### Directions for this task
Write out every line of the material as it stands, apart from the pictures.

### Source data
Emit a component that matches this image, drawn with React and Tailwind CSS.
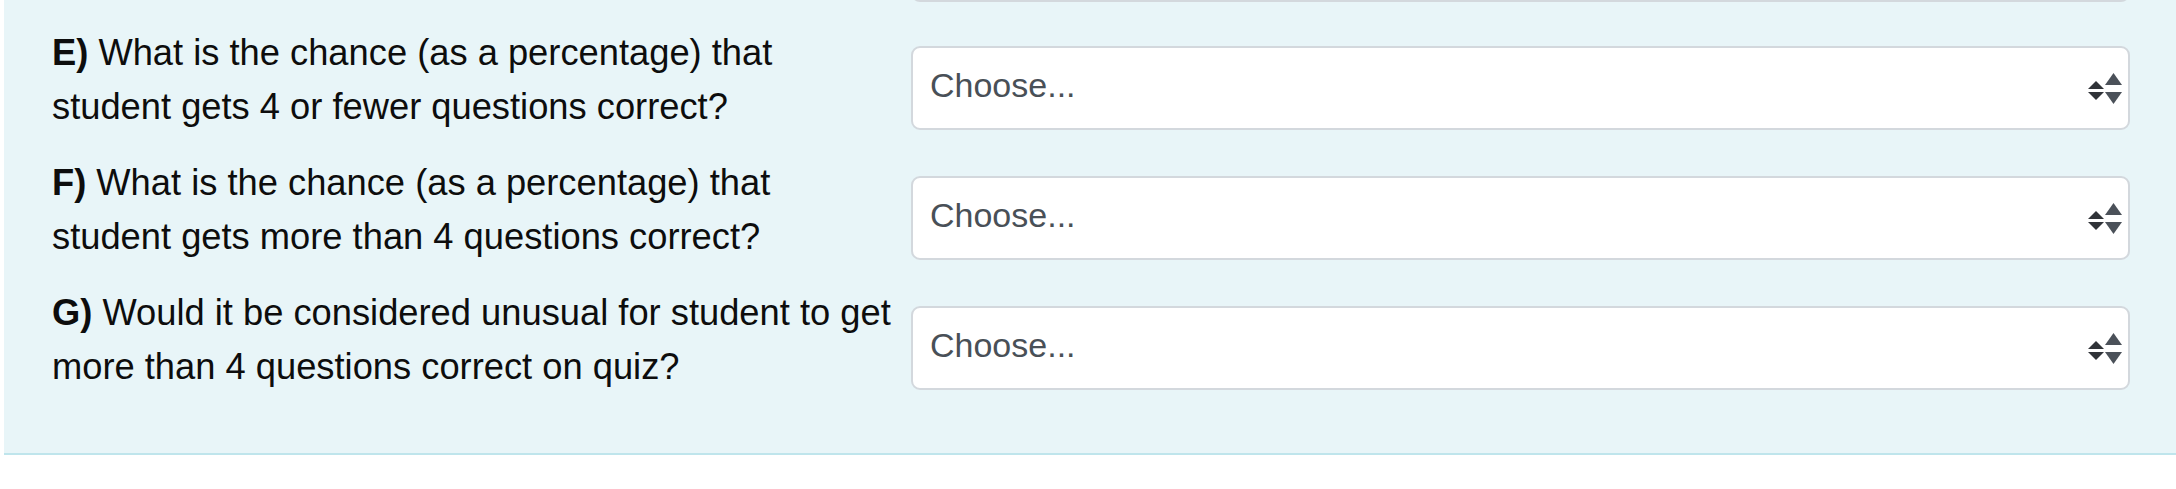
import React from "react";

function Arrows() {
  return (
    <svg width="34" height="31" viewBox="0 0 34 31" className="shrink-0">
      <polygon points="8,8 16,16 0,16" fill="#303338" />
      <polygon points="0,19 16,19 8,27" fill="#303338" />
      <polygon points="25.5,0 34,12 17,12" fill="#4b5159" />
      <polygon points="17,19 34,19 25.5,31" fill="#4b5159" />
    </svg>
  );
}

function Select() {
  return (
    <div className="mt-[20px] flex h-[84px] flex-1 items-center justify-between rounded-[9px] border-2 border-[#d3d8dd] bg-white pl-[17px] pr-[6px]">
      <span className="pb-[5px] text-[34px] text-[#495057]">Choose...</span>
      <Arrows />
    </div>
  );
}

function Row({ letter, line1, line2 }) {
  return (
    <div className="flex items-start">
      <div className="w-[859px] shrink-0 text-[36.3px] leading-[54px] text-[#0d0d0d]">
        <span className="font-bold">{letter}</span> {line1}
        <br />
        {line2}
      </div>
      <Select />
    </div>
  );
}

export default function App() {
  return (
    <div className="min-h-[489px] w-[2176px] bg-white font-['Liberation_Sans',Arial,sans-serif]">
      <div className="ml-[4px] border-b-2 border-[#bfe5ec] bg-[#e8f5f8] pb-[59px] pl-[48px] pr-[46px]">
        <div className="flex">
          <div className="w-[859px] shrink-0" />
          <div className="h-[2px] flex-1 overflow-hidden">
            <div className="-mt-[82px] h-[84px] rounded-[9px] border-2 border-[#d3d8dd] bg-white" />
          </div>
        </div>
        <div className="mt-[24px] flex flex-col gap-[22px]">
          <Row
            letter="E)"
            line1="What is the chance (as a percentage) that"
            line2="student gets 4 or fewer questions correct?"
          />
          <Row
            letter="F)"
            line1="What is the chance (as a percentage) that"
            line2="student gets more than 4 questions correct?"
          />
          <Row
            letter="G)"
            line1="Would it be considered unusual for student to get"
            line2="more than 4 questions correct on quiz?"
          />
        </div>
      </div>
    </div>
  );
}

### Result of this exercise
Emit a component that matches this image, drawn with React and Tailwind CSS.
import React from "react";

function Arrows() {
  return (
    <svg width="34" height="31" viewBox="0 0 34 31" className="shrink-0">
      <polygon points="8,8 16,16 0,16" fill="#303338" />
      <polygon points="0,19 16,19 8,27" fill="#303338" />
      <polygon points="25.5,0 34,12 17,12" fill="#4b5159" />
      <polygon points="17,19 34,19 25.5,31" fill="#4b5159" />
    </svg>
  );
}

function Select() {
  return (
    <div className="mt-[20px] flex h-[84px] flex-1 items-center justify-between rounded-[9px] border-2 border-[#d3d8dd] bg-white pl-[17px] pr-[6px]">
      <span className="pb-[5px] text-[34px] text-[#495057]">Choose...</span>
      <Arrows />
    </div>
  );
}

function Row({ letter, line1, line2 }) {
  return (
    <div className="flex items-start">
      <div className="w-[859px] shrink-0 text-[36.3px] leading-[54px] text-[#0d0d0d]">
        <span className="font-bold">{letter}</span> {line1}
        <br />
        {line2}
      </div>
      <Select />
    </div>
  );
}

export default function App() {
  return (
    <div className="min-h-[489px] w-[2176px] bg-white font-['Liberation_Sans',Arial,sans-serif]">
      <div className="ml-[4px] border-b-2 border-[#bfe5ec] bg-[#e8f5f8] pb-[59px] pl-[48px] pr-[46px]">
        <div className="flex">
          <div className="w-[859px] shrink-0" />
          <div className="h-[2px] flex-1 overflow-hidden">
            <div className="-mt-[82px] h-[84px] rounded-[9px] border-2 border-[#d3d8dd] bg-white" />
          </div>
        </div>
        <div className="mt-[24px] flex flex-col gap-[22px]">
          <Row
            letter="E)"
            line1="What is the chance (as a percentage) that"
            line2="student gets 4 or fewer questions correct?"
          />
          <Row
            letter="F)"
            line1="What is the chance (as a percentage) that"
            line2="student gets more than 4 questions correct?"
          />
          <Row
            letter="G)"
            line1="Would it be considered unusual for student to get"
            line2="more than 4 questions correct on quiz?"
          />
        </div>
      </div>
    </div>
  );
}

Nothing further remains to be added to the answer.